##### Records for processing #####

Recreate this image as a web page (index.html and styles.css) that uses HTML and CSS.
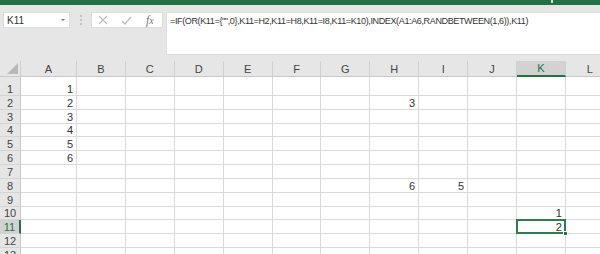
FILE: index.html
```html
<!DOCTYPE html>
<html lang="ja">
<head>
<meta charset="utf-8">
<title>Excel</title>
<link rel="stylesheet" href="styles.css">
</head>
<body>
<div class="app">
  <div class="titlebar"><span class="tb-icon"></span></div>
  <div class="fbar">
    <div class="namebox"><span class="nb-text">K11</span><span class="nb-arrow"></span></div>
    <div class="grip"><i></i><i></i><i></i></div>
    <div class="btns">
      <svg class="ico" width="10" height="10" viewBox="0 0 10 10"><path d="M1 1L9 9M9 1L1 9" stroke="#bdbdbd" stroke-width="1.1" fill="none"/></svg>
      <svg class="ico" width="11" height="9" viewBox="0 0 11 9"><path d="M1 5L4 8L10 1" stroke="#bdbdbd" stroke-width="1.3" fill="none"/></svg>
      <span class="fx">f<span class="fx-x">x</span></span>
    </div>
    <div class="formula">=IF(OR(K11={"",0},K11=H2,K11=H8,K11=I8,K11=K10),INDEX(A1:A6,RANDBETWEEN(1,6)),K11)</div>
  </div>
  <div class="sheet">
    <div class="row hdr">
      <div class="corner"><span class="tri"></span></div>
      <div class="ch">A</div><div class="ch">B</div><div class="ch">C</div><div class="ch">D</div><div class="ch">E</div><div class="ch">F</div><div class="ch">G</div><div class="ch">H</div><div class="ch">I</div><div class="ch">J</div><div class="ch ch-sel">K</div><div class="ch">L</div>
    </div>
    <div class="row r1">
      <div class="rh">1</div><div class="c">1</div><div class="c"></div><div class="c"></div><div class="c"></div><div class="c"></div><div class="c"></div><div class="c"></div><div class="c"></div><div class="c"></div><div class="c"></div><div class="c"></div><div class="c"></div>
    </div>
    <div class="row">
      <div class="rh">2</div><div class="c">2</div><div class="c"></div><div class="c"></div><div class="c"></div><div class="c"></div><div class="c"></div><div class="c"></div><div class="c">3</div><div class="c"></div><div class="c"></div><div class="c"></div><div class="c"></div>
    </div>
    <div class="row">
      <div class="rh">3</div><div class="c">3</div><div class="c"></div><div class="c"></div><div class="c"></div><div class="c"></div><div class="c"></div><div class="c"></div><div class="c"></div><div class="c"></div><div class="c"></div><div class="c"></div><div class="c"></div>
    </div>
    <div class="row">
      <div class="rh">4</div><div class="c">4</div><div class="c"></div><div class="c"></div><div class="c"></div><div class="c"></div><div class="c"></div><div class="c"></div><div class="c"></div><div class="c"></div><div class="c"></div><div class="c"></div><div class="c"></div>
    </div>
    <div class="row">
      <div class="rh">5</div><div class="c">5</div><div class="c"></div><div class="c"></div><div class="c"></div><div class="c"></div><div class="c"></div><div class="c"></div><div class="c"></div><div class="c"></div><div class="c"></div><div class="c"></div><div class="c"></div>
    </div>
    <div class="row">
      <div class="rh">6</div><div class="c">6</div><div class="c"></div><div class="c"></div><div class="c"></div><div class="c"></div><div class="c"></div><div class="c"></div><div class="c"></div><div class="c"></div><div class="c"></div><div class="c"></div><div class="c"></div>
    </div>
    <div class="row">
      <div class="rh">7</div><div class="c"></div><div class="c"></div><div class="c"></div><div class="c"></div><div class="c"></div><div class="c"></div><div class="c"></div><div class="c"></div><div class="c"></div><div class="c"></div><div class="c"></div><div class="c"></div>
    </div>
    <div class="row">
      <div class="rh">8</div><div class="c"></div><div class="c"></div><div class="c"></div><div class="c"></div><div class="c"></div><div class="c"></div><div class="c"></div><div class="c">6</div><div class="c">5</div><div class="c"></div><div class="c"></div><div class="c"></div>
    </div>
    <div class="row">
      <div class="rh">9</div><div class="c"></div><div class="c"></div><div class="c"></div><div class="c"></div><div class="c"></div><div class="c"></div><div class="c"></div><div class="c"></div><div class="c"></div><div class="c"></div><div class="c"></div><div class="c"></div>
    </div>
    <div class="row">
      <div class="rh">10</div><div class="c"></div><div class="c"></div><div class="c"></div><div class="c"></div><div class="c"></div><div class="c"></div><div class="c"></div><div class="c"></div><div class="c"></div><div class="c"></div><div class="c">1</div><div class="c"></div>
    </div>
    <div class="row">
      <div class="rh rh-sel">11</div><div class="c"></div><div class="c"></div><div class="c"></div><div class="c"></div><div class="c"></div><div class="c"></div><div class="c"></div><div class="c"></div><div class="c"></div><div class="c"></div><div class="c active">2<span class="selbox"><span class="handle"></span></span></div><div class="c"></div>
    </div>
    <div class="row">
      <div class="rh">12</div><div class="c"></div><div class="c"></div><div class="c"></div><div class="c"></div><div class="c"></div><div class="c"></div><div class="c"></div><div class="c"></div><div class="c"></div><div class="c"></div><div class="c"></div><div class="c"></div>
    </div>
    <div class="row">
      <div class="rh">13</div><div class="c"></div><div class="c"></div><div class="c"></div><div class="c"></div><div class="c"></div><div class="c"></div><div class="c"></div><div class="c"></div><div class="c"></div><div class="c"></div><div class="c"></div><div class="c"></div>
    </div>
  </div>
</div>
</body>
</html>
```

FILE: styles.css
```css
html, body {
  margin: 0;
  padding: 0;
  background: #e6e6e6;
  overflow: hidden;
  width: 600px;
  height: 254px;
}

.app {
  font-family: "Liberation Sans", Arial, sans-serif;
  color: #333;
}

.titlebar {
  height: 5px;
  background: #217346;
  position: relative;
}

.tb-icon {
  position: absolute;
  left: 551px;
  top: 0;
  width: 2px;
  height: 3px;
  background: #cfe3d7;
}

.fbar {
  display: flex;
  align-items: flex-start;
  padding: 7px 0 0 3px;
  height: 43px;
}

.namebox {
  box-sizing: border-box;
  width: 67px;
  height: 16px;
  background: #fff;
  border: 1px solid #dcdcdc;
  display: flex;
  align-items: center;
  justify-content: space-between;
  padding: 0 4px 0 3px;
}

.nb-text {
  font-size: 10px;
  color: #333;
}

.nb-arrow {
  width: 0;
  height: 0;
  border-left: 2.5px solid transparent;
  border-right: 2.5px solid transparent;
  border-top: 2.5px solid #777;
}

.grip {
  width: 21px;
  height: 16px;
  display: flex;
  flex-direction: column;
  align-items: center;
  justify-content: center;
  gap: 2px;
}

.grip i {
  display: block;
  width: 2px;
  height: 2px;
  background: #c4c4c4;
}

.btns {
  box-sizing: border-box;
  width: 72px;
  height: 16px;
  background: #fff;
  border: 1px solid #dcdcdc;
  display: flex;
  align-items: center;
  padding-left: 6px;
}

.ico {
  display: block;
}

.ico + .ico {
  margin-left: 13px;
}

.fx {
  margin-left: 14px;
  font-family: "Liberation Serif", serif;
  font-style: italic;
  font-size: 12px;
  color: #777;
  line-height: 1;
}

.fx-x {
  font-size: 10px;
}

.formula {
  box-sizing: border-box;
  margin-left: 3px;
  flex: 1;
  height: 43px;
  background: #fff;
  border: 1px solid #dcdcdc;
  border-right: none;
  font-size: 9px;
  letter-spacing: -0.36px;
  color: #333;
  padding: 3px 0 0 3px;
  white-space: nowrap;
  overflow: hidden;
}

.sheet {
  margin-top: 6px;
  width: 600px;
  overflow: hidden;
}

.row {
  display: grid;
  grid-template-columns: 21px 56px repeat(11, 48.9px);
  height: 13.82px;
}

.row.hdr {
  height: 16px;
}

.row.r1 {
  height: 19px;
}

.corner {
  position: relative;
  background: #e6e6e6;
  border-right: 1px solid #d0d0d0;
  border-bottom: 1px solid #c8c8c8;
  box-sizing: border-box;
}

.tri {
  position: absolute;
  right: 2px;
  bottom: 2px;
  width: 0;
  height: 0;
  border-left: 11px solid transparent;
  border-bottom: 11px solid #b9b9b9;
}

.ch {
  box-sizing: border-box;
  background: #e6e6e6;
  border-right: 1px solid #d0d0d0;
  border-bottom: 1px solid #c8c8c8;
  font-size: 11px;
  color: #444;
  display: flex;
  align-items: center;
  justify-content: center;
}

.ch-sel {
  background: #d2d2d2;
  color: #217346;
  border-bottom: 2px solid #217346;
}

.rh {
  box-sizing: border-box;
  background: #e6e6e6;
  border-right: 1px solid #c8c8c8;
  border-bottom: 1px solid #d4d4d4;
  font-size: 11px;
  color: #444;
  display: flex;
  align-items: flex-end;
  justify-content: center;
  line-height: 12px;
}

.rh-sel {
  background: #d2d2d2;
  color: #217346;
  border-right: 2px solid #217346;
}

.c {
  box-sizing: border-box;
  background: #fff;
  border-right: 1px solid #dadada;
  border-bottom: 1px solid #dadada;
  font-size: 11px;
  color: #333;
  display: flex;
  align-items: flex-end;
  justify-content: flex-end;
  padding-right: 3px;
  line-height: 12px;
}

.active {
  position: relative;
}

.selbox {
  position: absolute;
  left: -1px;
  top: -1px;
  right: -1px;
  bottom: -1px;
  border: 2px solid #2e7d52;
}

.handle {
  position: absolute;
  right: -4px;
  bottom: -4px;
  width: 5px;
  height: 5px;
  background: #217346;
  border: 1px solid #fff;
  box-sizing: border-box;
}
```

#####
##### Records for processing #####

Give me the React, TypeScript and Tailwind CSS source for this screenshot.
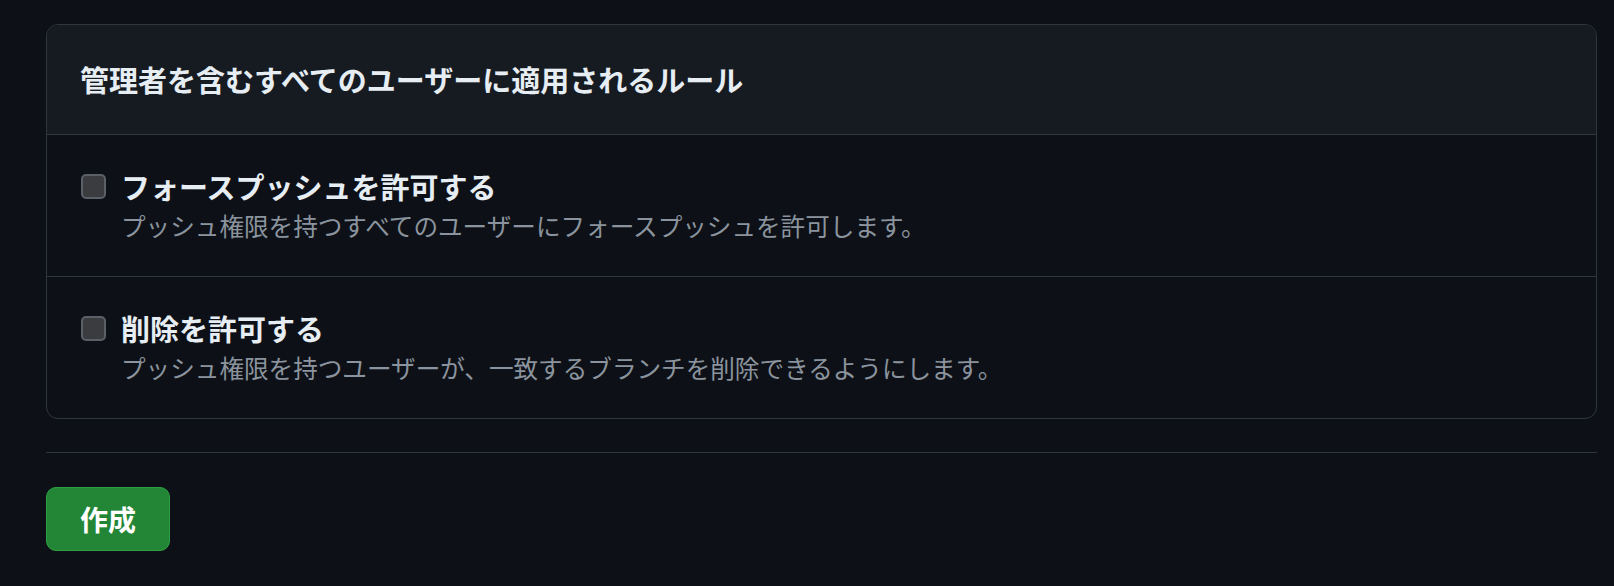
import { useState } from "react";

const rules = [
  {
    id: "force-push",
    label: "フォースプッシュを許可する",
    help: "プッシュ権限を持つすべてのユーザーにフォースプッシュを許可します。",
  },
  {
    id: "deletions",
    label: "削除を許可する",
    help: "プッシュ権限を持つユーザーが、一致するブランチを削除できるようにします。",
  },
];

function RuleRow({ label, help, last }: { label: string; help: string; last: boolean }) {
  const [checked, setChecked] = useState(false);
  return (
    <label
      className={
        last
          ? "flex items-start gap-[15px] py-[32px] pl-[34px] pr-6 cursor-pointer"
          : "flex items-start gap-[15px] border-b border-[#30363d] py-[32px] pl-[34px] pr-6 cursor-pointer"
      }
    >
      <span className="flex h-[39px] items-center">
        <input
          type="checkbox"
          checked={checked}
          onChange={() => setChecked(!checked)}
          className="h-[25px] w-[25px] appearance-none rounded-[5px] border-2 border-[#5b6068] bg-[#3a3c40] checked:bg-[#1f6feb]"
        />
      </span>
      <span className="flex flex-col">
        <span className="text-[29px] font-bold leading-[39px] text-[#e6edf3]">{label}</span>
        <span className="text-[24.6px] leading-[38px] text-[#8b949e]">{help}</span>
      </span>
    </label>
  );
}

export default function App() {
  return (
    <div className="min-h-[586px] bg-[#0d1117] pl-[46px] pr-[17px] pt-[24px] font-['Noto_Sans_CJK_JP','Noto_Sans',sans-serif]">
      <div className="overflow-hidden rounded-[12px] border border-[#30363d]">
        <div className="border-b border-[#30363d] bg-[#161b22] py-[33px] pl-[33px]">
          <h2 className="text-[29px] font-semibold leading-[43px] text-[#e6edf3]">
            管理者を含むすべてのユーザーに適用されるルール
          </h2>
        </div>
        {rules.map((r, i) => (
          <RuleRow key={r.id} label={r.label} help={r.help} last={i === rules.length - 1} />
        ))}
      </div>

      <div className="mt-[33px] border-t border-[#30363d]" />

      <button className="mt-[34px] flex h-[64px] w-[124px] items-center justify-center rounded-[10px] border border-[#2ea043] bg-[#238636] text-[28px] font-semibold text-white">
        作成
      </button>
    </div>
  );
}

#####
##### Records for processing #####

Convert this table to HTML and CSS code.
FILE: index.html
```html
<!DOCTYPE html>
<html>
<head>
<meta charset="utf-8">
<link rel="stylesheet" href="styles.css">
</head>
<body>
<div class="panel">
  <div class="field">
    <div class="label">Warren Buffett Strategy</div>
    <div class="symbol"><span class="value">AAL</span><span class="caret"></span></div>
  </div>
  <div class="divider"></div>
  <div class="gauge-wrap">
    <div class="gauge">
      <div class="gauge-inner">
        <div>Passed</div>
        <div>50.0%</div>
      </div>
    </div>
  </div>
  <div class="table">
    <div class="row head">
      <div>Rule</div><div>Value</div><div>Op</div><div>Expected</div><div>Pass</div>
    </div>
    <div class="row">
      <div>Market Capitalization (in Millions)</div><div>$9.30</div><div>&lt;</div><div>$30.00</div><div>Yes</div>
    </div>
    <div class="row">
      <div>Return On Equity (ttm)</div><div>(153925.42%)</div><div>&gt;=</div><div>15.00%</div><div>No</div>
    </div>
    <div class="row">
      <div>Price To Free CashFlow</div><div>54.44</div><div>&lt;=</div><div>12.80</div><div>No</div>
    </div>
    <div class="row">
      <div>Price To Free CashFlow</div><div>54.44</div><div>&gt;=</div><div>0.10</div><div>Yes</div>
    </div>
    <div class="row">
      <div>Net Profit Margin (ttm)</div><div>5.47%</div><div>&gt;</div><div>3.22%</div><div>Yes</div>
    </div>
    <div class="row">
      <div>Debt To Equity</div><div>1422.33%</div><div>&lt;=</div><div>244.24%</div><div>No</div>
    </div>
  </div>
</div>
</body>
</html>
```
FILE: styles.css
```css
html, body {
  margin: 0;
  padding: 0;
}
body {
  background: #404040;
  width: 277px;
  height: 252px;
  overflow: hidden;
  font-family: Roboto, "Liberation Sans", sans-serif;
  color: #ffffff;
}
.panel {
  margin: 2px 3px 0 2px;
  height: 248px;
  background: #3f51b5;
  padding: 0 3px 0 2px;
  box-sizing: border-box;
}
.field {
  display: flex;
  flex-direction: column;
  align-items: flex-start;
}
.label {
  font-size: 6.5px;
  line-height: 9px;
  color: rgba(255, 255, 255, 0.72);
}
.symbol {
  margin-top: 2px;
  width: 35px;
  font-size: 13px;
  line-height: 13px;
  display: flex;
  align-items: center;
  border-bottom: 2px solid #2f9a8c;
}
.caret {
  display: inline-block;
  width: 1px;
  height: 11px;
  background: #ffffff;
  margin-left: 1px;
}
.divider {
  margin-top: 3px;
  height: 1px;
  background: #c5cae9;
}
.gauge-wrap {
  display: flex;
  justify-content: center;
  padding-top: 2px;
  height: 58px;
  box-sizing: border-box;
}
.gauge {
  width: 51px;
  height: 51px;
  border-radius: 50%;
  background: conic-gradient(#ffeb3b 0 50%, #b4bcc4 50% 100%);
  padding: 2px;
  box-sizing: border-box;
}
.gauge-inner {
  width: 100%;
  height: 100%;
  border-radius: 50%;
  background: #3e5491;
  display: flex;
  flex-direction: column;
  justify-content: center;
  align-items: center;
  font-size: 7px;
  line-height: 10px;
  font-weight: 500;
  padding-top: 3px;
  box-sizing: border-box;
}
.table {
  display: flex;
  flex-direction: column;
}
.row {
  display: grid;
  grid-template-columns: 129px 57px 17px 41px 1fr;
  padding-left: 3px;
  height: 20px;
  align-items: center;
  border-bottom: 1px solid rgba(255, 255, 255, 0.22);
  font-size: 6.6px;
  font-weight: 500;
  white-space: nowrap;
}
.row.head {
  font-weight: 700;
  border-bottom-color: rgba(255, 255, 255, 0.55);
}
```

#####

Challenge:
From the listing above, copy all lines holding the word "table".

Reply to the exercise:
Convert this table to HTML and CSS code.
  <div class="table">
.table {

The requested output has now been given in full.